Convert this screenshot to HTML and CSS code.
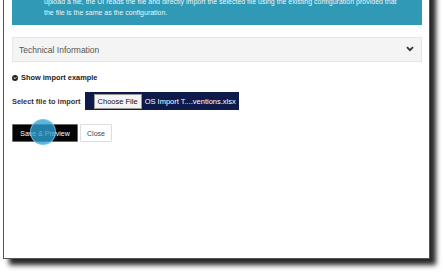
FILE: index.html
```html
<!DOCTYPE html>
<html lang="en">
<head>
  <meta charset="UTF-8">
  <meta name="viewport" content="width=device-width, initial-scale=1.0">
  <title>Import</title>
  <link rel="stylesheet" href="styles.css">
</head>
<body>

  <!-- Screenshot frame -->
  <div class="frame">

    <div class="alert">
      <p>upload a file, the UI reads the file and directly import the selected file using the existing configuration provided that</p>
      <p>the file is the same as the configuration.</p>
    </div>

    <div class="panel">
      <span>Technical Information</span>
      <svg class="chevron" width="8" height="6" viewBox="0 0 8 6">
        <path d="M1 1.2 L4 4.2 L7 1.2" fill="none" stroke="#333" stroke-width="1.8"/>
      </svg>
    </div>

    <div class="toggle">
      <svg width="6" height="6" viewBox="0 0 6 6">
        <circle cx="3" cy="3" r="3" fill="#222"/>
        <path d="M1.6 2.3 L3 3.7 L4.4 2.3" fill="none" stroke="#fff" stroke-width="1"/>
      </svg>
      <span>Show import example</span>
    </div>

    <div class="file-row">
      <label>Select file to import</label>
      <div class="file-box">
        <span class="choose">Choose File</span>
        <span class="file-name">OS Import T....ventions.xlsx</span>
      </div>
    </div>

    <div class="actions">
      <button class="btn btn-dark">Save &amp; Preview</button>
      <button class="btn btn-light">Close</button>
      <span class="click"></span>
    </div>

  </div>

</body>
</html>
```

FILE: styles.css
```css
html,
body {
  height: 273px;
}

body {
  margin: 0;
  background: #fff;
  overflow: hidden;
  font-family: "Liberation Sans", Arial, sans-serif;
}

/* Frame around the captured page */
.frame {
  margin: -20px 0 0 3px;
  width: 427px;
  height: 279px;
  border: 1px solid #555;
  background: #fff;
  box-shadow: 6px 6px 5px rgba(0, 0, 0, 0.85);
  padding: 0 7px 0 8px;
  box-sizing: border-box;
  position: relative;
}

.alert {
  background: #2f99b6;
  color: #e9f5f9;
  font-size: 7px;
  line-height: 11px;
  padding: 15px 10px 7px 32px;
}

.alert p {
  margin: 0;
  white-space: nowrap;
}

.panel {
  margin-top: 12px;
  height: 25px;
  background: #f4f4f4;
  border: 1px solid #e6e6e6;
  box-sizing: border-box;
  display: flex;
  align-items: center;
  justify-content: space-between;
  padding: 0 7px 0 6px;
  color: #555;
  font-size: 8.5px;
}

.chevron {
  margin-top: -2px;
}

.toggle {
  margin-top: 11px;
  display: flex;
  align-items: center;
  gap: 3px;
  font-size: 7.4px;
  font-weight: bold;
  color: #222;
}

.file-row {
  margin-top: 10px;
  display: flex;
  align-items: center;
  gap: 4px;
  font-size: 7.4px;
  font-weight: bold;
  color: #333;
}

.file-box {
  width: 154px;
  height: 18px;
  background: #0e1a4a;
  box-sizing: border-box;
  display: flex;
  align-items: center;
  padding-left: 9px;
  gap: 3px;
}

.choose {
  background: #f4f4f4;
  color: #111;
  font-weight: normal;
  font-size: 7.5px;
  padding: 2px 3px;
  border: 1px solid #999;
}

.file-name {
  color: #fff;
  font-weight: normal;
  font-size: 7.5px;
}

.actions {
  margin-top: 14px;
  display: flex;
  gap: 2px;
  position: relative;
}

.btn {
  height: 18px;
  font-family: "Liberation Sans", Arial, sans-serif;
  font-size: 7px;
  padding: 0 5px;
  border-radius: 1px;
}

.btn-dark {
  background: #050505;
  color: #fff;
  border: 1px solid #666;
  width: 66px;
}

.btn-light {
  background: #fff;
  color: #444;
  border: 1px solid #ddd;
  width: 32px;
}

/* click highlight */
.click {
  position: absolute;
  left: 18px;
  top: -5px;
  width: 26px;
  height: 26px;
  border-radius: 50%;
  background: rgba(46, 160, 210, 0.78);
  border: 1px solid rgba(120, 200, 235, 0.8);
  box-sizing: border-box;
}
```
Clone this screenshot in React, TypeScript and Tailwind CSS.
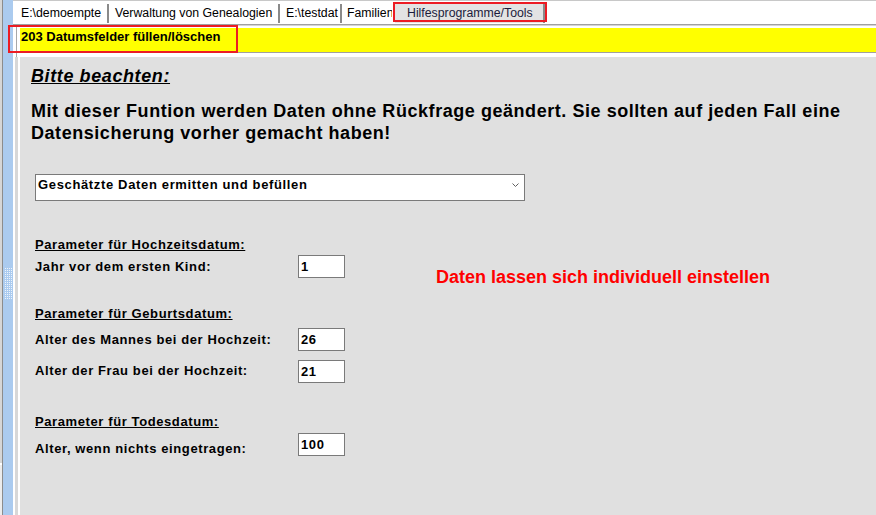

========

> **Brief**
Every line of the data above should be quoted exactly. Omit the pictures.

> **The reply**
Convert this screenshot to HTML and CSS code.
FILE: index.html
```html
<!DOCTYPE html>
<html lang="en">
<head>
  <meta charset="UTF-8">
  <meta name="viewport" content="width=device-width, initial-scale=1.0">
  <title>Import</title>
  <link rel="stylesheet" href="styles.css">
</head>
<body>

  <!-- Screenshot frame -->
  <div class="frame">

    <div class="alert">
      <p>upload a file, the UI reads the file and directly import the selected file using the existing configuration provided that</p>
      <p>the file is the same as the configuration.</p>
    </div>

    <div class="panel">
      <span>Technical Information</span>
      <svg class="chevron" width="8" height="6" viewBox="0 0 8 6">
        <path d="M1 1.2 L4 4.2 L7 1.2" fill="none" stroke="#333" stroke-width="1.8"/>
      </svg>
    </div>

    <div class="toggle">
      <svg width="6" height="6" viewBox="0 0 6 6">
        <circle cx="3" cy="3" r="3" fill="#222"/>
        <path d="M1.6 2.3 L3 3.7 L4.4 2.3" fill="none" stroke="#fff" stroke-width="1"/>
      </svg>
      <span>Show import example</span>
    </div>

    <div class="file-row">
      <label>Select file to import</label>
      <div class="file-box">
        <span class="choose">Choose File</span>
        <span class="file-name">OS Import T....ventions.xlsx</span>
      </div>
    </div>

    <div class="actions">
      <button class="btn btn-dark">Save &amp; Preview</button>
      <button class="btn btn-light">Close</button>
      <span class="click"></span>
    </div>

  </div>

</body>
</html>
```

FILE: styles.css
```css
html,
body {
  height: 273px;
}

body {
  margin: 0;
  background: #fff;
  overflow: hidden;
  font-family: "Liberation Sans", Arial, sans-serif;
}

/* Frame around the captured page */
.frame {
  margin: -20px 0 0 3px;
  width: 427px;
  height: 279px;
  border: 1px solid #555;
  background: #fff;
  box-shadow: 6px 6px 5px rgba(0, 0, 0, 0.85);
  padding: 0 7px 0 8px;
  box-sizing: border-box;
  position: relative;
}

.alert {
  background: #2f99b6;
  color: #e9f5f9;
  font-size: 7px;
  line-height: 11px;
  padding: 15px 10px 7px 32px;
}

.alert p {
  margin: 0;
  white-space: nowrap;
}

.panel {
  margin-top: 12px;
  height: 25px;
  background: #f4f4f4;
  border: 1px solid #e6e6e6;
  box-sizing: border-box;
  display: flex;
  align-items: center;
  justify-content: space-between;
  padding: 0 7px 0 6px;
  color: #555;
  font-size: 8.5px;
}

.chevron {
  margin-top: -2px;
}

.toggle {
  margin-top: 11px;
  display: flex;
  align-items: center;
  gap: 3px;
  font-size: 7.4px;
  font-weight: bold;
  color: #222;
}

.file-row {
  margin-top: 10px;
  display: flex;
  align-items: center;
  gap: 4px;
  font-size: 7.4px;
  font-weight: bold;
  color: #333;
}

.file-box {
  width: 154px;
  height: 18px;
  background: #0e1a4a;
  box-sizing: border-box;
  display: flex;
  align-items: center;
  padding-left: 9px;
  gap: 3px;
}

.choose {
  background: #f4f4f4;
  color: #111;
  font-weight: normal;
  font-size: 7.5px;
  padding: 2px 3px;
  border: 1px solid #999;
}

.file-name {
  color: #fff;
  font-weight: normal;
  font-size: 7.5px;
}

.actions {
  margin-top: 14px;
  display: flex;
  gap: 2px;
  position: relative;
}

.btn {
  height: 18px;
  font-family: "Liberation Sans", Arial, sans-serif;
  font-size: 7px;
  padding: 0 5px;
  border-radius: 1px;
}

.btn-dark {
  background: #050505;
  color: #fff;
  border: 1px solid #666;
  width: 66px;
}

.btn-light {
  background: #fff;
  color: #444;
  border: 1px solid #ddd;
  width: 32px;
}

/* click highlight */
.click {
  position: absolute;
  left: 18px;
  top: -5px;
  width: 26px;
  height: 26px;
  border-radius: 50%;
  background: rgba(46, 160, 210, 0.78);
  border: 1px solid rgba(120, 200, 235, 0.8);
  box-sizing: border-box;
}
```
Clone this screenshot in React, TypeScript and Tailwind CSS.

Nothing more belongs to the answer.